Among these lines, how many include "document"? Answer only with the number.

Given information =
⁂

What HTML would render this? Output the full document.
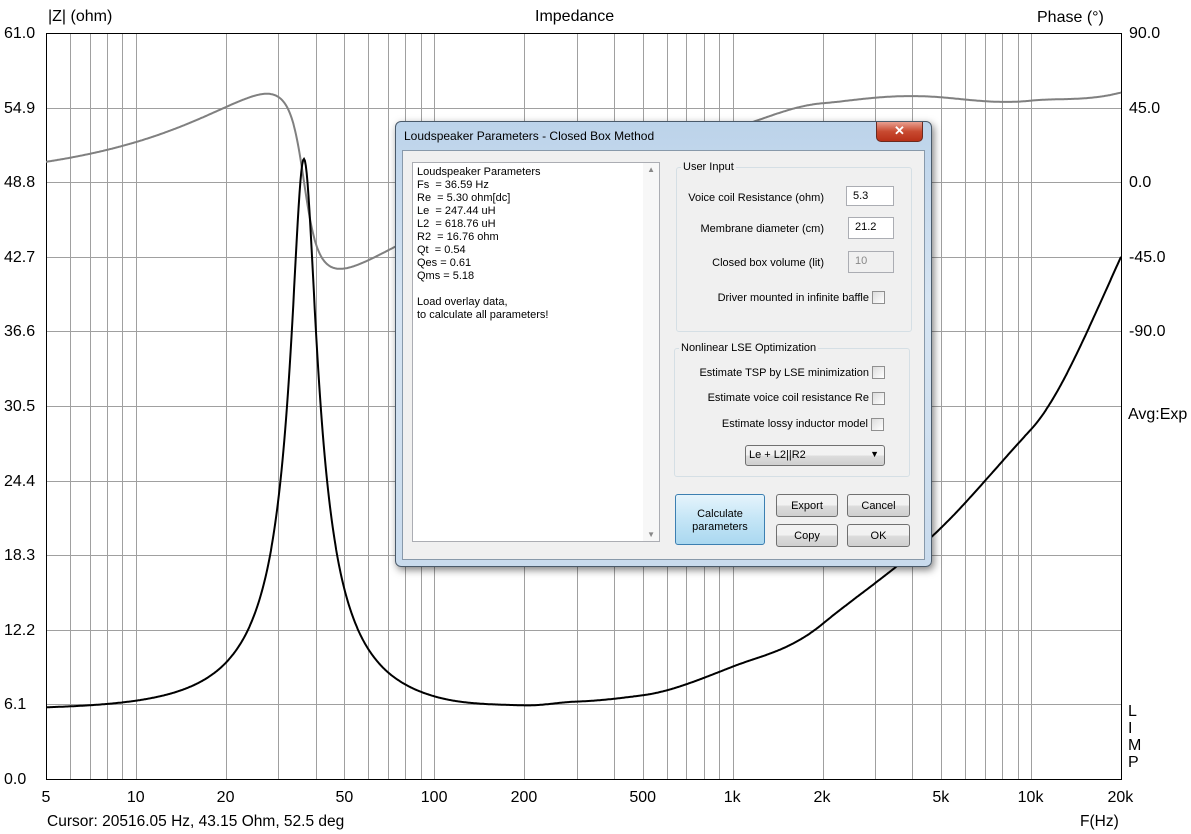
<!DOCTYPE html>
<html><head><meta charset="utf-8"><style>
body{margin:0;width:1191px;height:834px;background:#fff;position:relative;overflow:hidden;font-family:"Liberation Sans",Arial,sans-serif}
.t{position:absolute;white-space:nowrap;color:#000}
.ax{font-size:16px}
#dlg{position:absolute;left:395px;top:121px;width:535px;height:444px;border-radius:6px;background:linear-gradient(#bcd3ea,#d6e4f2 40%,#c9dbed);border:1px solid #4a5a6a;box-shadow:2px 3px 8px rgba(0,0,0,.5);}
.d{position:absolute;font-size:11px;white-space:nowrap}
.grp{position:absolute;border:1px solid #d5dfe5;border-radius:3px}
.inp{position:absolute;background:#fff;border:1px solid #abadb3;font-size:11px;padding:3px 0 0 6px;box-sizing:border-box}
.cb{position:absolute;width:11px;height:11px;border:1px solid #8f8f8f;background:linear-gradient(135deg,#dcdcdc,#fff)}
.btn{position:absolute;border:1px solid #707070;border-radius:3px;background:linear-gradient(#f2f2f2 50%,#dddddd 50%,#cfcfcf);font-size:11px;text-align:center;box-sizing:border-box}
</style></head><body>
<svg id="plot" width="1191" height="834" style="position:absolute;left:0;top:0"></svg>
<div class="t ax" style="left:48px;top:8px">|Z| (ohm)</div>
<div class="t ax" style="left:535px;top:8px">Impedance</div>
<div class="t ax" style="left:1037px;top:9px">Phase (°)</div>
<div id="labels"></div>
<div class="t ax" style="left:1128px;top:406px">Avg:Exp</div>
<div class="t ax" style="left:1128px;top:703px;line-height:17px">L<br>I<br>M<br>P</div>
<div class="t" style="left:47px;top:813px;font-size:15.5px">Cursor: 20516.05 Hz, 43.15 Ohm, 52.5 deg</div>
<div class="t" style="left:1080px;top:813px;font-size:15.5px">F(Hz)</div>

<div id="dlg">
 <div class="d" style="left:8px;top:7px;font-size:12px;color:#000">Loudspeaker Parameters - Closed Box Method</div>
 <div style="position:absolute;left:480px;top:0;width:45px;height:19px;border:1px solid #6b2a20;border-top:none;border-radius:0 0 5px 5px;background:linear-gradient(#e8a090,#c84a30 50%,#b83018);color:#fff;font-size:13px;font-weight:bold;text-align:center;line-height:18px">✕</div>
 <div style="position:absolute;left:6px;top:28px;width:521px;height:408px;background:#f0f0f0;border:1px solid #8899aa">
  <div style="position:absolute;left:9px;top:11px;width:246px;height:378px;background:#fff;border:1px solid #abadb3">
   <div class="d" style="left:4px;top:3px;line-height:13px">Loudspeaker Parameters<br>Fs&nbsp; = 36.59 Hz<br>Re&nbsp; = 5.30 ohm[dc]<br>Le&nbsp; = 247.44 uH<br>L2&nbsp; = 618.76 uH<br>R2&nbsp; = 16.76 ohm<br>Qt&nbsp; = 0.54<br>Qes = 0.61<br>Qms = 5.18<br><br>Load overlay data,<br>to calculate all parameters!</div>
   <div style="position:absolute;right:0;top:0;width:16px;height:100%;background:#f7f7f7"></div>
   <div class="d" style="right:4px;top:2px;font-size:8px;color:#888">▲</div>
   <div class="d" style="right:4px;bottom:2px;font-size:8px;color:#888">▼</div>
  </div>
  <div class="grp" style="left:273px;top:16px;width:234px;height:163px"></div>
  <div class="d" style="left:278px;top:10px;background:#f0f0f0;padding:0 2px">User Input</div>
  <div class="d" style="right:100px;top:41px">Voice coil Resistance (ohm)</div>
  <div class="inp" style="left:443px;top:35px;width:48px;height:20px">5.3</div>
  <div class="d" style="right:100px;top:72px">Membrane diameter (cm)</div>
  <div class="inp" style="left:445px;top:66px;width:46px;height:22px">21.2</div>
  <div class="d" style="right:100px;top:106px">Closed box volume (lit)</div>
  <div class="inp" style="left:445px;top:100px;width:46px;height:22px;background:#f0f0f0;color:#888">10</div>
  <div class="d" style="right:55px;top:141px">Driver mounted in infinite baffle</div>
  <div class="cb" style="left:469px;top:140px"></div>
  <div class="grp" style="left:271px;top:197px;width:234px;height:127px"></div>
  <div class="d" style="left:276px;top:191px;background:#f0f0f0;padding:0 2px">Nonlinear LSE Optimization</div>
  <div class="d" style="right:55px;top:216px">Estimate TSP by LSE minimization</div>
  <div class="cb" style="left:469px;top:215px"></div>
  <div class="d" style="right:55px;top:241px">Estimate voice coil resistance Re</div>
  <div class="cb" style="left:469px;top:241px"></div>
  <div class="d" style="right:56px;top:267px">Estimate lossy inductor model</div>
  <div class="cb" style="left:468px;top:267px"></div>
  <div class="btn" style="left:342px;top:294px;width:140px;height:21px;text-align:left;padding:3px 0 0 3px">Le + L2||R2<span style="position:absolute;right:5px;top:3px;font-size:9px">▼</span></div>
  <div class="btn" style="left:272px;top:343px;width:90px;height:51px;border-color:#3c7fb1;background:linear-gradient(#e5f4fc,#c4e5f6 50%,#aad8f0);padding-top:13px;line-height:13px">Calculate<br>parameters</div>
  <div class="btn" style="left:373px;top:343px;width:62px;height:23px;padding-top:5px">Export</div>
  <div class="btn" style="left:444px;top:343px;width:63px;height:23px;padding-top:5px">Cancel</div>
  <div class="btn" style="left:373px;top:373px;width:62px;height:23px;padding-top:5px">Copy</div>
  <div class="btn" style="left:444px;top:373px;width:63px;height:23px;padding-top:5px">OK</div>
 </div>
</div>
<script>
var NS="http://www.w3.org/2000/svg",svg=document.getElementById('plot');
var X0=46,X1=1121,Y0=33,Y1=779,L5=Math.log10(5),LR=Math.log10(20000)-L5;
function fx(f){return X0+(Math.log10(f)-L5)/LR*(X1-X0);}
function el(t,a){var e=document.createElementNS(NS,t);for(var k in a)e.setAttribute(k,a[k]);svg.appendChild(e);return e;}
el('rect',{x:0,y:0,width:1191,height:834,fill:'#fff'});
var g='';
[5,6,7,8,9].forEach(function(m){[1,10,100,1000].forEach(function(d){var f=m*d;if(f>5&&f<20000){var x=Math.round(fx(f))+.5;g+='M'+x+' '+Y0+'V'+Y1;}})});
[1,2,3,4].forEach(function(m){[10,100,1000,10000].forEach(function(d){var f=m*d;if(f<20000){var x=Math.round(fx(f))+.5;g+='M'+x+' '+Y0+'V'+Y1;}})});
for(var i=1;i<10;i++){var y=Math.round(Y1-i*(Y1-Y0)/10)+.5;g+='M'+X0+' '+y+'H'+X1;}
el('path',{d:g,stroke:'#a0a0a0','stroke-width':1,fill:'none'});
el('rect',{x:X0+.5,y:Y0+.5,width:X1-X0,height:Y1-Y0,fill:'none',stroke:'#000','stroke-width':1});
var lab='';
for(var i=0;i<=10;i++){var y=Y1-i*(Y1-Y0)/10;lab+='<div class="t ax" style="left:4px;top:'+(y-8)+'px">'+(i*6.1).toFixed(1)+'</div>';}
var ph=[90,45,0,-45,-90];ph.forEach(function(p,i){var y=Y0+i*(Y1-Y0)/10;lab+='<div class="t ax" style="left:1129px;top:'+(y-8)+'px">'+p.toFixed(1)+'</div>';});
var xl=[[5,'5'],[10,'10'],[20,'20'],[50,'50'],[100,'100'],[200,'200'],[500,'500'],[1000,'1k'],[2000,'2k'],[5000,'5k'],[10000,'10k'],[20000,'20k']];
xl.forEach(function(a){var x=fx(a[0]);var w=a[1].length*9;lab+='<div class="t ax" style="left:'+(x-w/2)+'px;top:789px">'+a[1]+'</div>';});
document.getElementById('labels').innerHTML=lab;
var Re=5.3,Le=247.44e-6,L2=618.76e-6,R2=16.76,fs=36.59,Qms=5.18,Qes=0.61,Rm=Re*Qms/Qes;
var corr=[[5,0.4],[100,0.4],[200,0.6],[300,0.9],[500,1.0],[1000,1.6],[2000,0.3],[5000,-2.0],[10000,-0.7],[20000,3.8]];
function dc(f){var lf=Math.log10(f);for(var i=0;i<corr.length-1;i++){var a=Math.log10(corr[i][0]),b=Math.log10(corr[i+1][0]);if(lf<=b){var t=(lf-a)/(b-a);t=t*t*(3-2*t);return corr[i][1]+t*(corr[i+1][1]-corr[i][1]);}}return corr[corr.length-1][1];}
var pz='',pp='';
for(var i=0;i<=1200;i++){var f=5*Math.pow(4000,i/1200),w=2*Math.PI*f;
 var t=Qms*(f/fs-fs/f),den=1+t*t,mr=Rm/den,mi=-Rm*t/den;
 var xl2=w*L2,pr=R2*xl2*xl2/(R2*R2+xl2*xl2),pi=R2*R2*xl2/(R2*R2+xl2*xl2);
 var zr=Re+mr+pr+dc(f),zi=w*Le+mi+pi;
 var Z=Math.hypot(zr,zi),P=Math.atan2(zi,zr)*180/Math.PI;
 var x=fx(f).toFixed(1);
 pz+=(i?'L':'M')+x+' '+(Y1-Z/61*(Y1-Y0)).toFixed(1);
 var yp=182-P/45*74.6; yp=Math.max(Y0,yp);
 pp+=(i?'L':'M')+x+' '+yp.toFixed(1);}
el('path',{d:pp,stroke:'#808080','stroke-width':2,fill:'none'});
el('path',{d:pz,stroke:'#000','stroke-width':2,fill:'none'});
</script>
</body></html>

⁂

Problem solution =
4